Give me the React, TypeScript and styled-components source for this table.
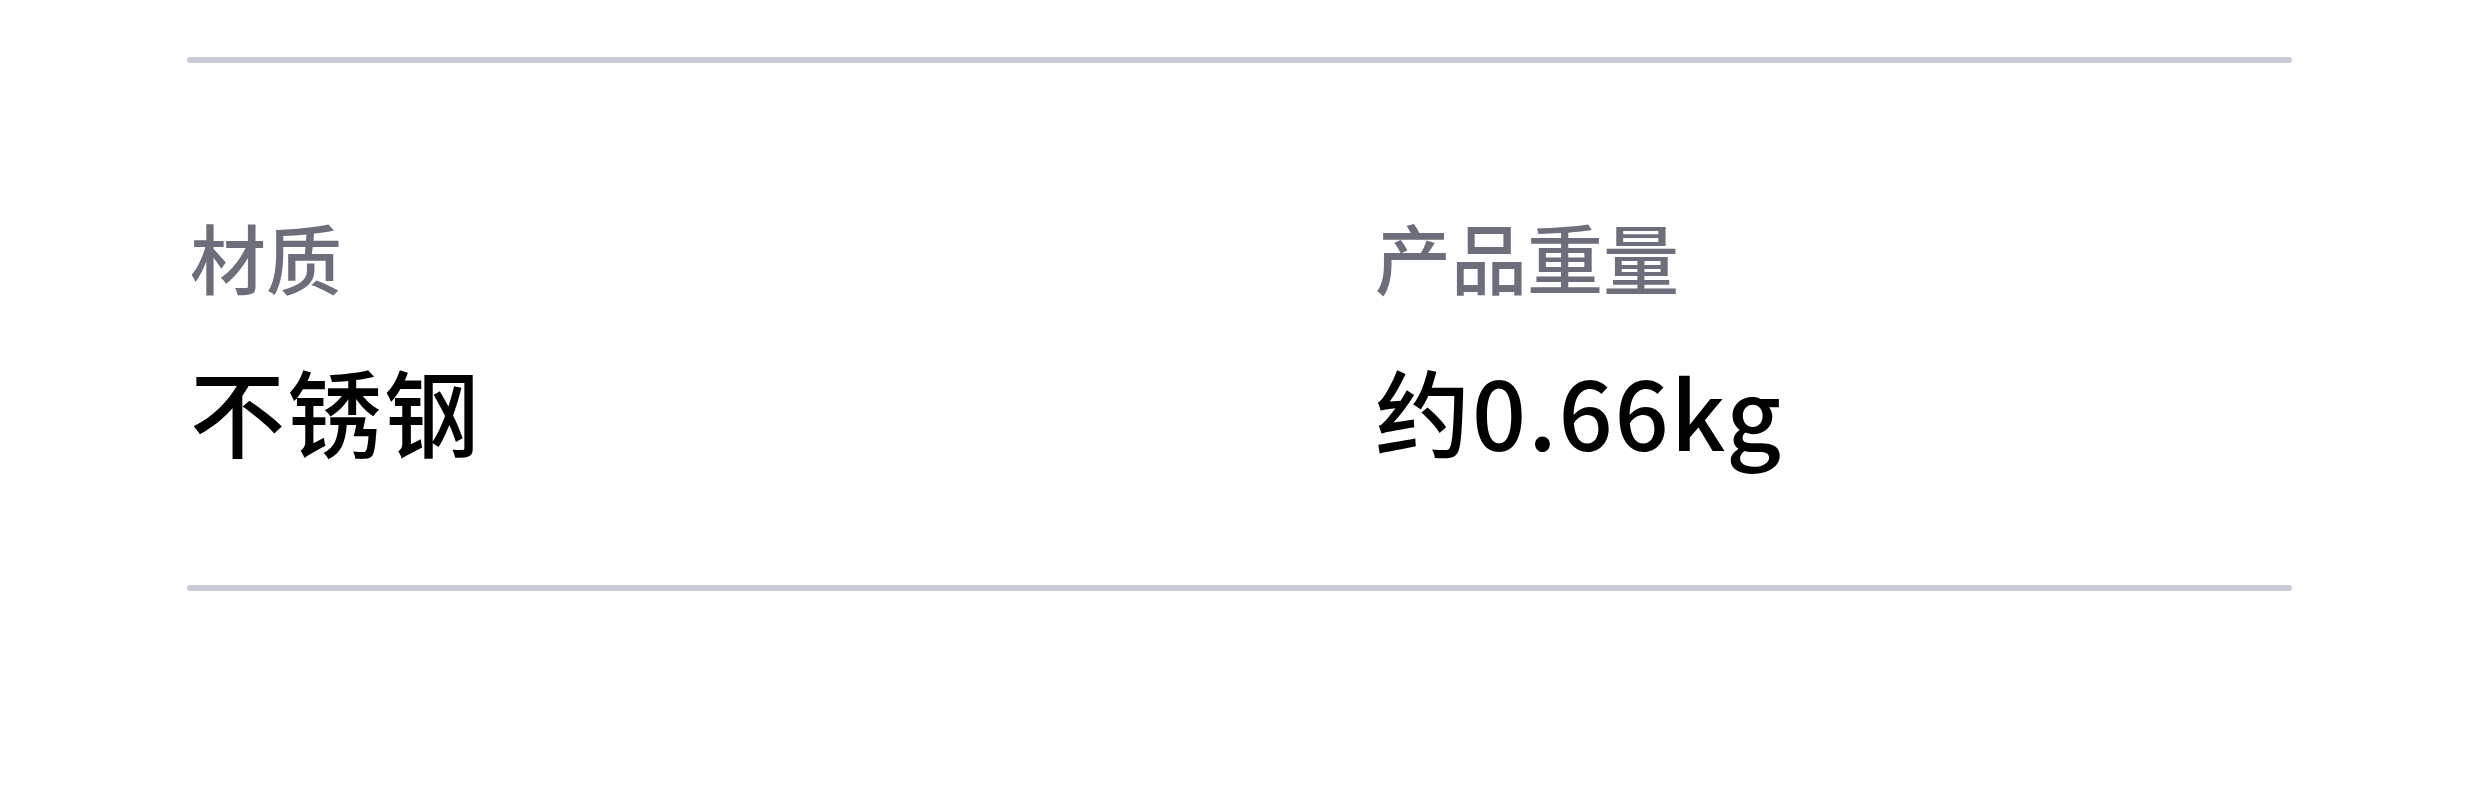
import styled, { createGlobalStyle } from 'styled-components'

const GlobalStyle = createGlobalStyle`
  html, body {
    margin: 0;
    padding: 0;
    background: #ffffff;
  }
  body {
    font-family: "Noto Sans CJK SC", "Noto Sans", sans-serif;
  }
`

const Page = styled.div`
  width: 2480px;
  height: 792px;
  padding: 57px 0 0 187px;
  box-sizing: border-box;
`

const Panel = styled.section`
  width: 2105px;
`

const Divider = styled.hr`
  margin: 0;
  border: none;
  height: 6px;
  border-radius: 3px;
  background: #c8ccd5;
`

const SpecGrid = styled.div`
  display: grid;
  grid-template-columns: 1185px 1fr;
  padding: 155px 0 0 3px;
  height: 522px;
  box-sizing: border-box;
`

const Spec = styled.div`
  display: flex;
  flex-direction: column;
  gap: 68px;
`

const Label = styled.div`
  font-size: 76px;
  font-weight: 500;
  line-height: 1;
  color: #6c6f7b;
`

const Value = styled.div`
  font-size: 95px;
  font-weight: 500;
  line-height: 1;
  letter-spacing: 2px;
  color: #000000;
`

const specs = [
  { label: '材质', value: '不锈钢' },
  { label: '产品重量', value: '约0.66kg' },
]

export default function App() {
  return (
    <Page>
      <GlobalStyle />
      <Panel>
        <Divider />
        <SpecGrid>
          {specs.map((s) => (
            <Spec key={s.label}>
              <Label>{s.label}</Label>
              <Value>{s.value}</Value>
            </Spec>
          ))}
        </SpecGrid>
        <Divider />
      </Panel>
    </Page>
  )
}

************

_Set problem_
Copy the material exactly. Do not include the pictures.

_Completed exercise_
Give me the React, TypeScript and styled-components source for this table.
import styled, { createGlobalStyle } from 'styled-components'

const GlobalStyle = createGlobalStyle`
  html, body {
    margin: 0;
    padding: 0;
    background: #ffffff;
  }
  body {
    font-family: "Noto Sans CJK SC", "Noto Sans", sans-serif;
  }
`

const Page = styled.div`
  width: 2480px;
  height: 792px;
  padding: 57px 0 0 187px;
  box-sizing: border-box;
`

const Panel = styled.section`
  width: 2105px;
`

const Divider = styled.hr`
  margin: 0;
  border: none;
  height: 6px;
  border-radius: 3px;
  background: #c8ccd5;
`

const SpecGrid = styled.div`
  display: grid;
  grid-template-columns: 1185px 1fr;
  padding: 155px 0 0 3px;
  height: 522px;
  box-sizing: border-box;
`

const Spec = styled.div`
  display: flex;
  flex-direction: column;
  gap: 68px;
`

const Label = styled.div`
  font-size: 76px;
  font-weight: 500;
  line-height: 1;
  color: #6c6f7b;
`

const Value = styled.div`
  font-size: 95px;
  font-weight: 500;
  line-height: 1;
  letter-spacing: 2px;
  color: #000000;
`

const specs = [
  { label: '材质', value: '不锈钢' },
  { label: '产品重量', value: '约0.66kg' },
]

export default function App() {
  return (
    <Page>
      <GlobalStyle />
      <Panel>
        <Divider />
        <SpecGrid>
          {specs.map((s) => (
            <Spec key={s.label}>
              <Label>{s.label}</Label>
              <Value>{s.value}</Value>
            </Spec>
          ))}
        </SpecGrid>
        <Divider />
      </Panel>
    </Page>
  )
}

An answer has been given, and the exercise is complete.